» Requirement: Copy all lines of the listing that include the string "React".

--- Given information ---

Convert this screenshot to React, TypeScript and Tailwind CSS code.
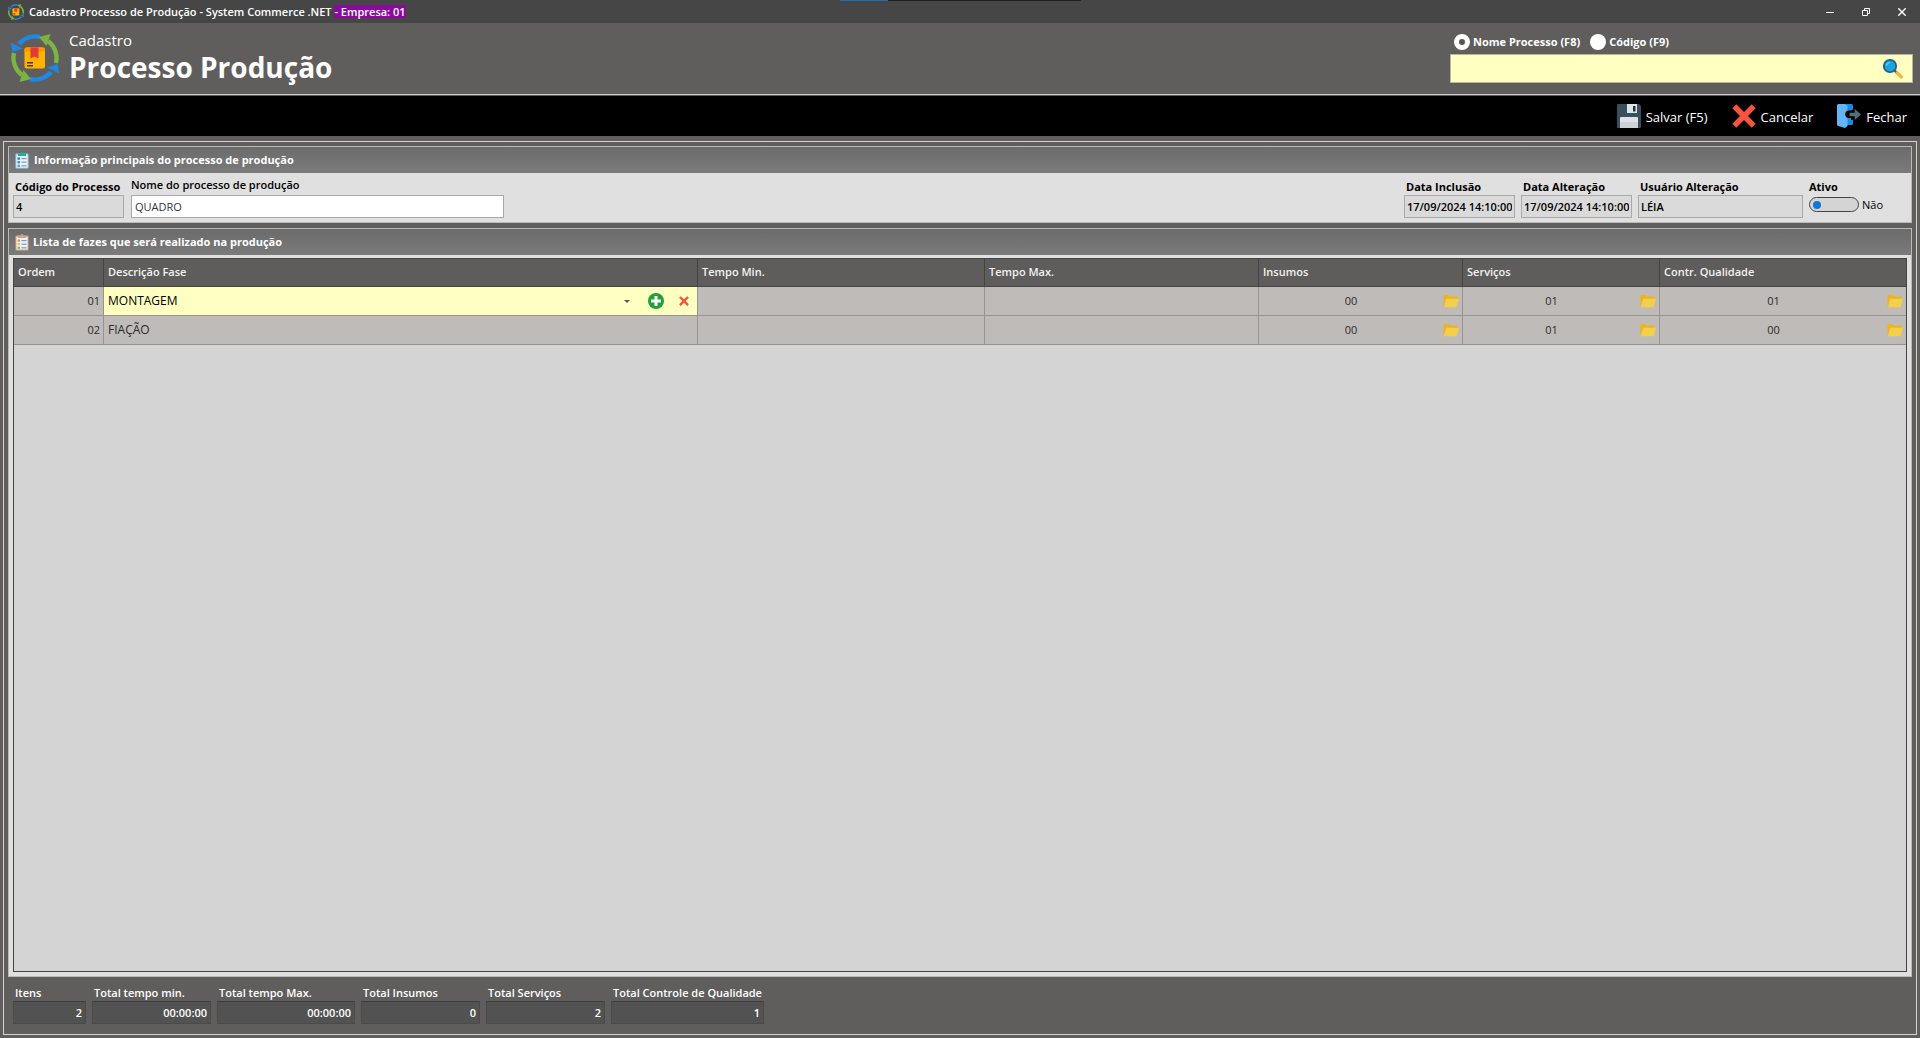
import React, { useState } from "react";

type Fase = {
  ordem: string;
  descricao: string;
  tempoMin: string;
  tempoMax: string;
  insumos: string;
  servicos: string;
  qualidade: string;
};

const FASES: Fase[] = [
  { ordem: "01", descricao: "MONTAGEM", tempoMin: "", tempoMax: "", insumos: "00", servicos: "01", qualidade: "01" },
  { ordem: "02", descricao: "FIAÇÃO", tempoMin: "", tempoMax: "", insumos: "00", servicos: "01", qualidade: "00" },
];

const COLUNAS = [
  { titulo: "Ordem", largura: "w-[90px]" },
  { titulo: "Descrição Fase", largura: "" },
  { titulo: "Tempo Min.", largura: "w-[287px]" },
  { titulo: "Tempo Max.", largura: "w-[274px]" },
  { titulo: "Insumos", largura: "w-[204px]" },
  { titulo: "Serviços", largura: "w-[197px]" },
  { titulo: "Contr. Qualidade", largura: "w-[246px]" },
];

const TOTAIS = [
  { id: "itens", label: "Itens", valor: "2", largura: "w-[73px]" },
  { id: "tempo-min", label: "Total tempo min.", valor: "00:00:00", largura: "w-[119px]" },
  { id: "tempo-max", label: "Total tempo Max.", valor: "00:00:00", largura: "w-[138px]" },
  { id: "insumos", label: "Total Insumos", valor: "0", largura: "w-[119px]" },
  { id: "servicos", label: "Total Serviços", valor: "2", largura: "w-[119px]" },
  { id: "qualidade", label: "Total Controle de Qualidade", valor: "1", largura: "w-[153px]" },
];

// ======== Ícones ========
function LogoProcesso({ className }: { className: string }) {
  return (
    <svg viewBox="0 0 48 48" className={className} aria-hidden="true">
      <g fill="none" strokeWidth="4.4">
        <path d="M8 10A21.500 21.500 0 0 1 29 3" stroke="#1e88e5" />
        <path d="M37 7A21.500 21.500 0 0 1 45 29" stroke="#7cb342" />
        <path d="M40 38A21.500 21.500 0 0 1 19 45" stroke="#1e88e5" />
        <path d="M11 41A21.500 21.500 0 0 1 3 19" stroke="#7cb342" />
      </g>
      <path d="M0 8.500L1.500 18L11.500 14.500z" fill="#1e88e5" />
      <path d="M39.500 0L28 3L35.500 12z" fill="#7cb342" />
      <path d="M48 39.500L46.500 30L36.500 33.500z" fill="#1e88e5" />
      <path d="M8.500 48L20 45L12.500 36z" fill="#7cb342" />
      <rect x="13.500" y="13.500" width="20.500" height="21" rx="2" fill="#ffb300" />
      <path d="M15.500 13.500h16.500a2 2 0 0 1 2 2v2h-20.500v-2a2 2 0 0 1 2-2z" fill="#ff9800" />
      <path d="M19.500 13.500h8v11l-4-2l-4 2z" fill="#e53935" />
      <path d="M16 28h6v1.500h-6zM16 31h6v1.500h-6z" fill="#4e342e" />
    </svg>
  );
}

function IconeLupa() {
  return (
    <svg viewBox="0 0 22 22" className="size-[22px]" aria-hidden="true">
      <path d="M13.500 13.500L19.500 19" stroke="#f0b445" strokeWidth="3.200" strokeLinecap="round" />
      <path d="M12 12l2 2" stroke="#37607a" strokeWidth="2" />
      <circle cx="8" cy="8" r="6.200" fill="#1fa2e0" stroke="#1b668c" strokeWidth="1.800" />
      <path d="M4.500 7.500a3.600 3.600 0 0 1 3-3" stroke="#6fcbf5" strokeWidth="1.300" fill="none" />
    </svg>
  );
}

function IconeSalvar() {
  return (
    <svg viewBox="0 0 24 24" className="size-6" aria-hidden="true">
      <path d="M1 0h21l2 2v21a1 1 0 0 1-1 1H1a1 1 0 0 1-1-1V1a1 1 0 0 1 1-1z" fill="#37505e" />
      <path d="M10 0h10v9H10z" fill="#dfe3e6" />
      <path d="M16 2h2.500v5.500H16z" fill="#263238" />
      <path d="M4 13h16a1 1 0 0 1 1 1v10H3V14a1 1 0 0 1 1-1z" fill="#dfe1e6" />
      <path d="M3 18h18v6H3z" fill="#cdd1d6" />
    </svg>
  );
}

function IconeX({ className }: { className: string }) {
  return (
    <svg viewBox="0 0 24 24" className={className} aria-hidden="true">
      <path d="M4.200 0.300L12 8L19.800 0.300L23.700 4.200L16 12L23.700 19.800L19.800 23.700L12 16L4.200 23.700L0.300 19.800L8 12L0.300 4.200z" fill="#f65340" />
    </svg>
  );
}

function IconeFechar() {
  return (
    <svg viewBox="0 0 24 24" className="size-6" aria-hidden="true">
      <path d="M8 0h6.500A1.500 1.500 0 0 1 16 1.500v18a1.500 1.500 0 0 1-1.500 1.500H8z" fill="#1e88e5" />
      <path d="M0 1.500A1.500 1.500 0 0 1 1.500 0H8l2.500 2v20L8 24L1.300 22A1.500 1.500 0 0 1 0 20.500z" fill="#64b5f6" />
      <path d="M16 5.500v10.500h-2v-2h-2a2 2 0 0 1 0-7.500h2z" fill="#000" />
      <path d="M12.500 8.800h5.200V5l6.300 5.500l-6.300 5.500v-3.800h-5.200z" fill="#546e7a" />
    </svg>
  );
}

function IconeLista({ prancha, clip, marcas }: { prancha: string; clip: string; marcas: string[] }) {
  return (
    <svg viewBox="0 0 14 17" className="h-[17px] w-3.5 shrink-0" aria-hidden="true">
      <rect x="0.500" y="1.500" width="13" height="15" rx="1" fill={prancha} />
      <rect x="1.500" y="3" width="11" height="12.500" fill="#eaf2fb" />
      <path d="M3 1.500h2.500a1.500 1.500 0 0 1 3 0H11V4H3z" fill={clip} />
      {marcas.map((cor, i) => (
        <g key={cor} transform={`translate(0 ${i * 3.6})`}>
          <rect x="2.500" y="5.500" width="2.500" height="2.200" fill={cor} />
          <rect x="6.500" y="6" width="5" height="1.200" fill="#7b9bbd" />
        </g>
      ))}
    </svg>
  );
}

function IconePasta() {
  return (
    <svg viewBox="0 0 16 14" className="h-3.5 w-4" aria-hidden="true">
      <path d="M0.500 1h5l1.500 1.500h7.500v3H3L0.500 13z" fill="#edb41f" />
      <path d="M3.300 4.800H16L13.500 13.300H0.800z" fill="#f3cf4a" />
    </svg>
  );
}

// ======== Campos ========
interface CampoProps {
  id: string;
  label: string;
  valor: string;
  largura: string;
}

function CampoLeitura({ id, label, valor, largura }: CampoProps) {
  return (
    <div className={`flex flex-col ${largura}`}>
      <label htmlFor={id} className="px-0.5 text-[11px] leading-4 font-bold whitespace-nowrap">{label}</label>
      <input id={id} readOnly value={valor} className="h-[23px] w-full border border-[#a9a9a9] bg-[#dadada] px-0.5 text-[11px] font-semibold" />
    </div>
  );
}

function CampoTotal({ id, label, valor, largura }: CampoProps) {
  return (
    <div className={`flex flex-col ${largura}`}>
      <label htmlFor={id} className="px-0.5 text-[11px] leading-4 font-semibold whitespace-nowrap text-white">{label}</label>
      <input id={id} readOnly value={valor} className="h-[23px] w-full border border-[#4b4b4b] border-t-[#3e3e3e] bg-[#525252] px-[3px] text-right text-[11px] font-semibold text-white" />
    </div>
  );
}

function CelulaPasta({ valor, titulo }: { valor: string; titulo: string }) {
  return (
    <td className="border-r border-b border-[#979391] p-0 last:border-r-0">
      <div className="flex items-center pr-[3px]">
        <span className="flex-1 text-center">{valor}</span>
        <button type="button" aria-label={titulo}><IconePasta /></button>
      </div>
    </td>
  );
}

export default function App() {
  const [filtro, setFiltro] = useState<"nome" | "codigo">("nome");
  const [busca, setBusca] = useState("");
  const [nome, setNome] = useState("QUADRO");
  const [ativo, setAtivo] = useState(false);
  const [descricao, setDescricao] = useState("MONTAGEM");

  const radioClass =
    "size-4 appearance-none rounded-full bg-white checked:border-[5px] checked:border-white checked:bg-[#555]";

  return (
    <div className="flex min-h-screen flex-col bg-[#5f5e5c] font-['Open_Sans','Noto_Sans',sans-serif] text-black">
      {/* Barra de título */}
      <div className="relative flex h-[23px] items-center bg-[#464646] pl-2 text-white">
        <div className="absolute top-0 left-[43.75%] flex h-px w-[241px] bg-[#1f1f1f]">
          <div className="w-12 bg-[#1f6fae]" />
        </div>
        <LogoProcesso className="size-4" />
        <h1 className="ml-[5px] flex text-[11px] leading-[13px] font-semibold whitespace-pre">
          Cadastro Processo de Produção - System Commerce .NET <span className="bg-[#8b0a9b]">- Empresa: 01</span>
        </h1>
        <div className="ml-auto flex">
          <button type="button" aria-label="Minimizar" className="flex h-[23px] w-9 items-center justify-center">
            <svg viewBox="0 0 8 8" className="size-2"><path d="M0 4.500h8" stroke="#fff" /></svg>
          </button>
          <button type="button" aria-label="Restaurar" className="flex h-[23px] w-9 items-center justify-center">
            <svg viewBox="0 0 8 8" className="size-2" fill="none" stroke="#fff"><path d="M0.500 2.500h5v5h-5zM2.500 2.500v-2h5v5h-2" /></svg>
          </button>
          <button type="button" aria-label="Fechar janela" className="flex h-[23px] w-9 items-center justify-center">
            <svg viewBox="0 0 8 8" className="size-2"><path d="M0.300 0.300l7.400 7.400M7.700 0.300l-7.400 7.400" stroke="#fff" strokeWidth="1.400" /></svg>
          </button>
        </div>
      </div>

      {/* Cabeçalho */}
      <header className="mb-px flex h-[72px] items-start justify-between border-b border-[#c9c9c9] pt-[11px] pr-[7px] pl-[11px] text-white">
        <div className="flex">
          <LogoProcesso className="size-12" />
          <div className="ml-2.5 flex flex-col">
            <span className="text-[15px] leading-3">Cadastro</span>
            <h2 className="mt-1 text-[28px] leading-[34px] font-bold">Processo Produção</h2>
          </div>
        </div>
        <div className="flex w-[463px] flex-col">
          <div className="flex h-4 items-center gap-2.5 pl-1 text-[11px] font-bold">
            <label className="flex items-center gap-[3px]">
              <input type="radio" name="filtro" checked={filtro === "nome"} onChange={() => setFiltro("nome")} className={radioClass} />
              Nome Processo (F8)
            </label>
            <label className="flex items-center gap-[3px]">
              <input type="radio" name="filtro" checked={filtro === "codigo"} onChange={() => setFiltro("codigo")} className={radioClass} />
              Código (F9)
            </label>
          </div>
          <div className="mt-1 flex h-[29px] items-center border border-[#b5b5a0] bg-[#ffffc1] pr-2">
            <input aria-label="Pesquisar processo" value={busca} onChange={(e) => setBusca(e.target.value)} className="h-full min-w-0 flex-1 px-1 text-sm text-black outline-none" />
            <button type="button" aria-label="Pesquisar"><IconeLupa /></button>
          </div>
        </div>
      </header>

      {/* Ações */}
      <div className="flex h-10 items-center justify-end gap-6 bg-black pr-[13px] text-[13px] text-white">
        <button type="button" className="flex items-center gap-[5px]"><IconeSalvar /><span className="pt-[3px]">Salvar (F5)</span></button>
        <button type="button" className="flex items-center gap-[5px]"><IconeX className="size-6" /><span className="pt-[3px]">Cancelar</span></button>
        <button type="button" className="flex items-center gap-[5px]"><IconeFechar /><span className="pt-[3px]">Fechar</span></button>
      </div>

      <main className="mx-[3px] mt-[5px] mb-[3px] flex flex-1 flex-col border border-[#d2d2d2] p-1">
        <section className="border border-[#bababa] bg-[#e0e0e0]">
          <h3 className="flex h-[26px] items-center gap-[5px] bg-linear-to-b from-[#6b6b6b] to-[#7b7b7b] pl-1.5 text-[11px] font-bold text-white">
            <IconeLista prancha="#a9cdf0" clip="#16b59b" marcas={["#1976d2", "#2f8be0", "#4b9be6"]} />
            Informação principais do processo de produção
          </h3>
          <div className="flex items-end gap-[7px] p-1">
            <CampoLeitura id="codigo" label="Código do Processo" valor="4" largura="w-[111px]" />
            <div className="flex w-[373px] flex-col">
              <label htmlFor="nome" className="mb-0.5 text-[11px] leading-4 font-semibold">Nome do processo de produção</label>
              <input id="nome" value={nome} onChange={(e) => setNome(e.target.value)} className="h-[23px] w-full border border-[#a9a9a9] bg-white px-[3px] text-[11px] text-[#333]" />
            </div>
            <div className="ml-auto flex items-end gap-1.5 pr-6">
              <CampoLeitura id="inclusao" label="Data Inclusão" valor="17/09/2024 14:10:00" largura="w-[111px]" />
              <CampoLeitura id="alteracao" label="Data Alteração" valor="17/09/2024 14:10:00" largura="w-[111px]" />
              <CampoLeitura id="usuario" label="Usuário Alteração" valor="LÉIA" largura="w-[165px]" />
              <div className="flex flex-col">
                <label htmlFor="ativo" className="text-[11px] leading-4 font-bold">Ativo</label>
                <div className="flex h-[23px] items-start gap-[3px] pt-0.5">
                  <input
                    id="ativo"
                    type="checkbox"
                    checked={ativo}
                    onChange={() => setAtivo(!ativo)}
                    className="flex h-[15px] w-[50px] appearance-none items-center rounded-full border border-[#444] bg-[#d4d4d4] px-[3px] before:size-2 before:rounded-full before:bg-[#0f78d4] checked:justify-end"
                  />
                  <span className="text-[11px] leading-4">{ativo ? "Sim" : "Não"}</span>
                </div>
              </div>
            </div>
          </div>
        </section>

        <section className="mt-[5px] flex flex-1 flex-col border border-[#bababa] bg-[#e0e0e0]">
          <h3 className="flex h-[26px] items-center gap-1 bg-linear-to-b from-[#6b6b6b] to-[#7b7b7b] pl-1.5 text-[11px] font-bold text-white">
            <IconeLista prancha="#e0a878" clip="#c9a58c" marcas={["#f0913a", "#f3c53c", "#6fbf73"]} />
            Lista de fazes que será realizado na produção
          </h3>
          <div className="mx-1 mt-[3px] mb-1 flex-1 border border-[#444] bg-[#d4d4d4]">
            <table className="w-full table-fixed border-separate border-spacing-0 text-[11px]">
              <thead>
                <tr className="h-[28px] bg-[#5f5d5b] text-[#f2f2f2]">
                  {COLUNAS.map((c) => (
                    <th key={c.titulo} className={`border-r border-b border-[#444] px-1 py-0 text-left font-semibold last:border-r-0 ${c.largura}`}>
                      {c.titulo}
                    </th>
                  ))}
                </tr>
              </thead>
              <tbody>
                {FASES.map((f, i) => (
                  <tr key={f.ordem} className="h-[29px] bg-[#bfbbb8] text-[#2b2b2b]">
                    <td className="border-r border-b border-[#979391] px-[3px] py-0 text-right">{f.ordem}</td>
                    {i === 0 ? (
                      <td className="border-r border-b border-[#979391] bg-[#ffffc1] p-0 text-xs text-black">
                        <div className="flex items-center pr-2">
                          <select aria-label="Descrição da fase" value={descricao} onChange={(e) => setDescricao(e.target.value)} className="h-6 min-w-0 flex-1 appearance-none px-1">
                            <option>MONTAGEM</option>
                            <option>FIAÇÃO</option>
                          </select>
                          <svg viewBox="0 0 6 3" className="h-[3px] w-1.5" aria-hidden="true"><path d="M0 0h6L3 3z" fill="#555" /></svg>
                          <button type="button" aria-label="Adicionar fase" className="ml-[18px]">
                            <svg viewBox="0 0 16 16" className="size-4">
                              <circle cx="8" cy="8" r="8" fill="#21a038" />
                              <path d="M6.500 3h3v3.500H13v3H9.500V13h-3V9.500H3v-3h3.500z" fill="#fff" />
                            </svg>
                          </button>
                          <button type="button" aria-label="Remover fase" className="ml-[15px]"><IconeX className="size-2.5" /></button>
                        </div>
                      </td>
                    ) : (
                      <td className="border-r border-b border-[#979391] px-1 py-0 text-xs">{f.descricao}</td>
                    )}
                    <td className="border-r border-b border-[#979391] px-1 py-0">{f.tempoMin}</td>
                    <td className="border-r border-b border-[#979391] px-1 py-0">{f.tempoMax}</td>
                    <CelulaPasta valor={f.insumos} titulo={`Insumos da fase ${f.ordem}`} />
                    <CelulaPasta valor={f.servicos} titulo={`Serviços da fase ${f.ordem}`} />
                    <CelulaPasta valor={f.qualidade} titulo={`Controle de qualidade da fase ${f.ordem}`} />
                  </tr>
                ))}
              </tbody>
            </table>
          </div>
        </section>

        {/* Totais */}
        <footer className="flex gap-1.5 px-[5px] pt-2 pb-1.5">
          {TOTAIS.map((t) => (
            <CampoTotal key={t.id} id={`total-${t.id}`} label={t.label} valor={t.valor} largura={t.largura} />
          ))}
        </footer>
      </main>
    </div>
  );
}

---

» Result of this task:
Convert this screenshot to React, TypeScript and Tailwind CSS code.
import React, { useState } from "react";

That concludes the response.